Un changement culturel s’impose

« Il retombera alors dans les mêmes travers au moment de céder l’élevage, du fait de l’impossibilité de rembourser à la fois le capital et d’amplifier les prélèvements privés, un cercle vicieux ! » « Une partie des éleveurs capitalisent, parfois inconsciemment, pour la retraite (achat de foncier par exemple), appuie la coopérative. Sans apparenter cela à un prélèvement privé, or c’en est un. » « Ils ont tendance à limiter ces derniers, n’osent pas prélever davantage, par manque de visibilité, peur du lendemain, de ne pas avoir suffisamment de trésorerie », poursuit-elle.

D’une logique « capitalisation et investissement »
à une approche « rémunération » et « qualité de vie ».

Les conseils des banques, des centres de gestion, vont dans ce sens pour anticiper les crises, mais aussi pour éviter une trop forte taxation. Plus de prélèvements entraînent plus d’impôts ! Il y a donc cette logique d’investissement pour défiscaliser, qui conduit à s’endetter, et fait baisser le niveau de vie et social. » Sans parler des comptes courants d’associés qui atteignent des « montants astronomiques » et qui sont très difficilement transmissibles.

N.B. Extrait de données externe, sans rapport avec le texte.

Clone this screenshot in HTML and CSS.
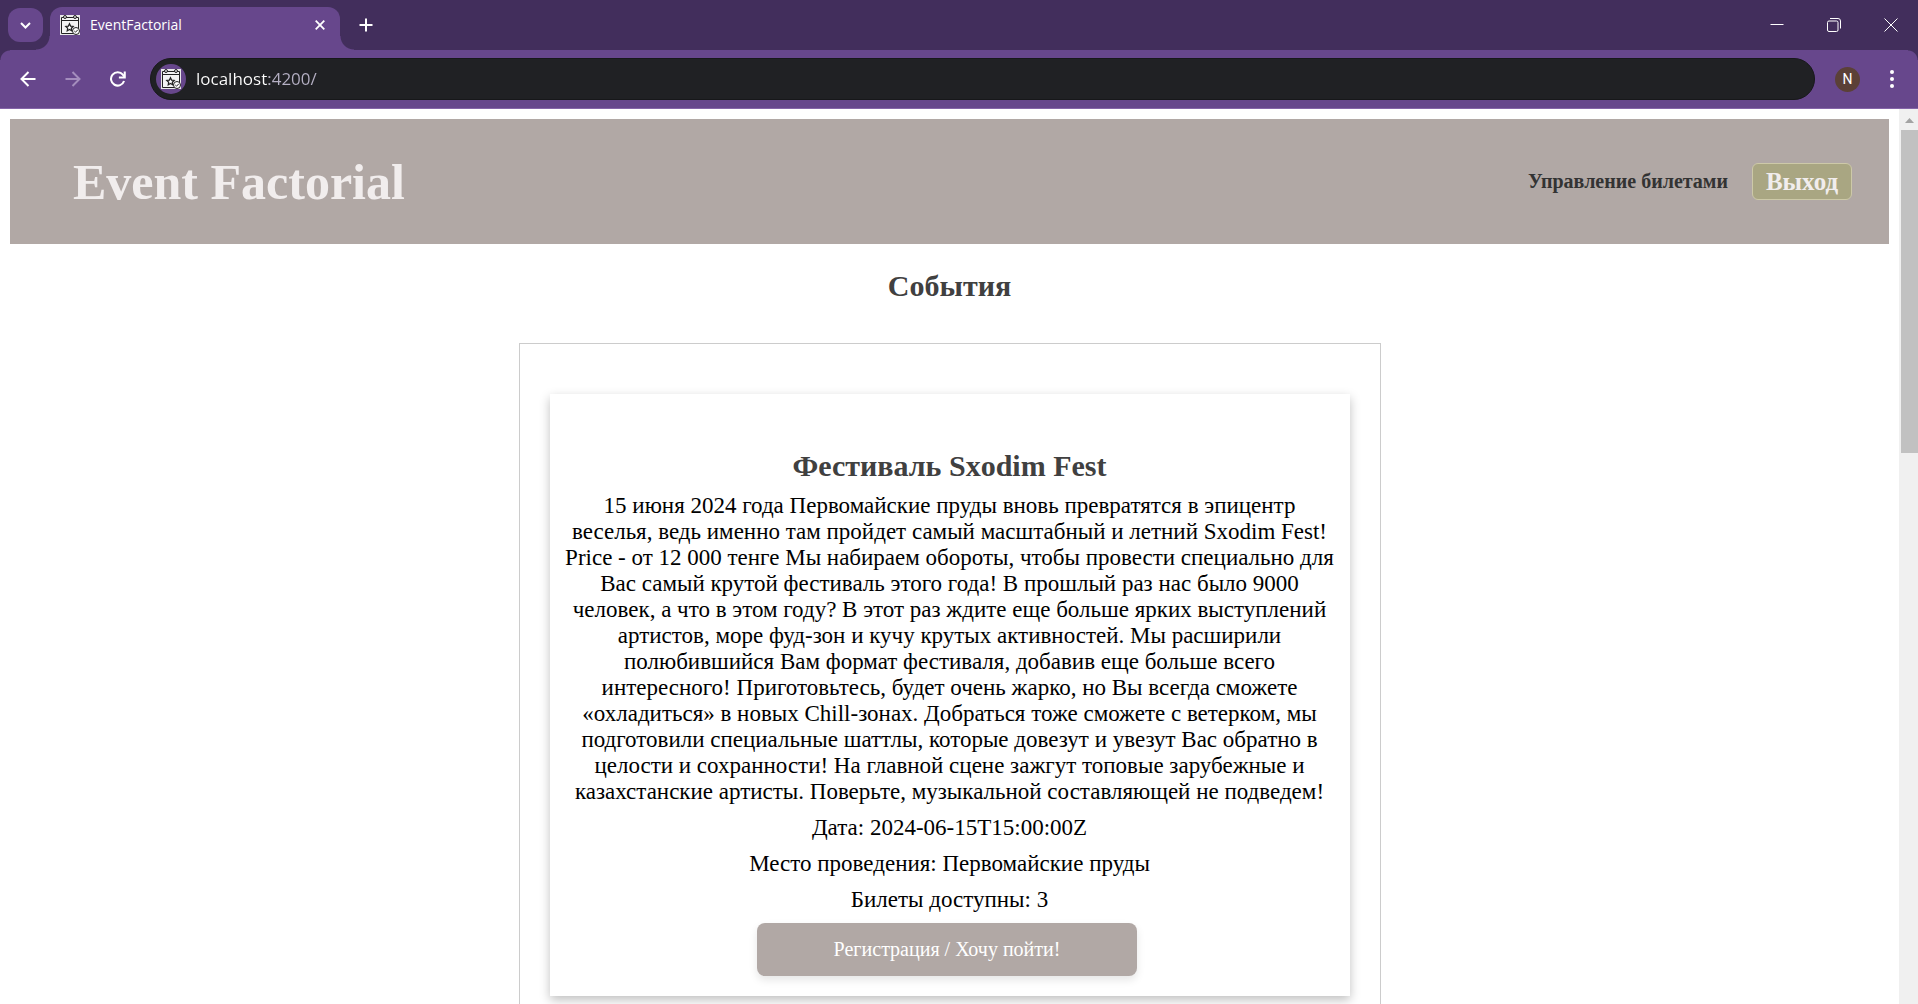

Innoval appelle à changer cette culture. Des évolutions sont d’ores et déjà perceptibles au sein de la jeune génération, qui a une approche plus entrepreneuriale : l’élevage est une passion, mais avant tout un métier, dont ils veulent pouvoir vivre, eux et leur famille. « Il ne suffit pas d’avoir de beaux animaux et index, ces beaux animaux et index doivent être source de revenu et garantir un salaire digne de ce nom. » Ils entendent également accéder aux loisirs, aux vacances, à une certaine qualité de vie que n’apporte pas un revenu trop bas. Être correctement rémunéré pour son travail amène, en outre, une forme de reconnaissance.